SCT and TRT put to the test

3 March 2008

A cosmic ray crossing the TRT and all four layers of the SCT barrel. The Atlantis event display shows the reconstructed track in the TRT bottom sector and the eight space points recorded in the SCT silicon strip layers. The data for this event were recorded at a signal threshold of 1.2 fC rather than the normal 1.0 fC to accelerate the timing adjustment in these first tests.


From February 18th to 20th, the SCT team took the opportunity to run for the first time a major section of the detector integrated in the ATLAS readout and control for three days, together with the TRT.
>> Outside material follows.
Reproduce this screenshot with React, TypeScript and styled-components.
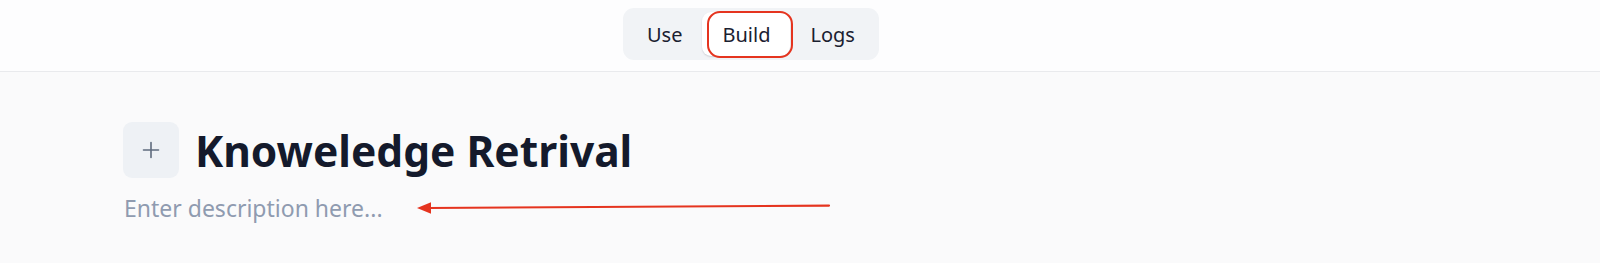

These preparation tests for the next ATLAS M6 combined run were a chance to try global ATLAS integration with a large fraction of the real detector cooled and powered. The tests focused first on the integration of SCT readout system into ATLAS run control together with online monitoring. The second day of running was then dedicated to adjusting the SCT barrel readout timing for cosmic triggers and the first cosmic tracks were reconstructed in SCT and TRT within hours. It is remarkable, and very rewarding, to see this complex system of DAQ, DCS, offline software, online monitoring, power supplies, and cooling working together all at once. The offline reconstruction of this first cosmic dataset has already proven very helpful for testing the data processing from byte-stream converters to track reconstruction and give us important feedback on detector tuning and operation.

While this marks a great milestone for the commissioning, it is a truly remarkable achievement for all the recent intense effort on engineering and evaporative cooling. Everybody involved with the evaporative cooling and heater effort went out of their way, working long hours, nights and weekends, to get the SCT barrel and end-caps cooled, and so enabled us to do this test in parallel to their ongoing commissioning for the pixel cooling system.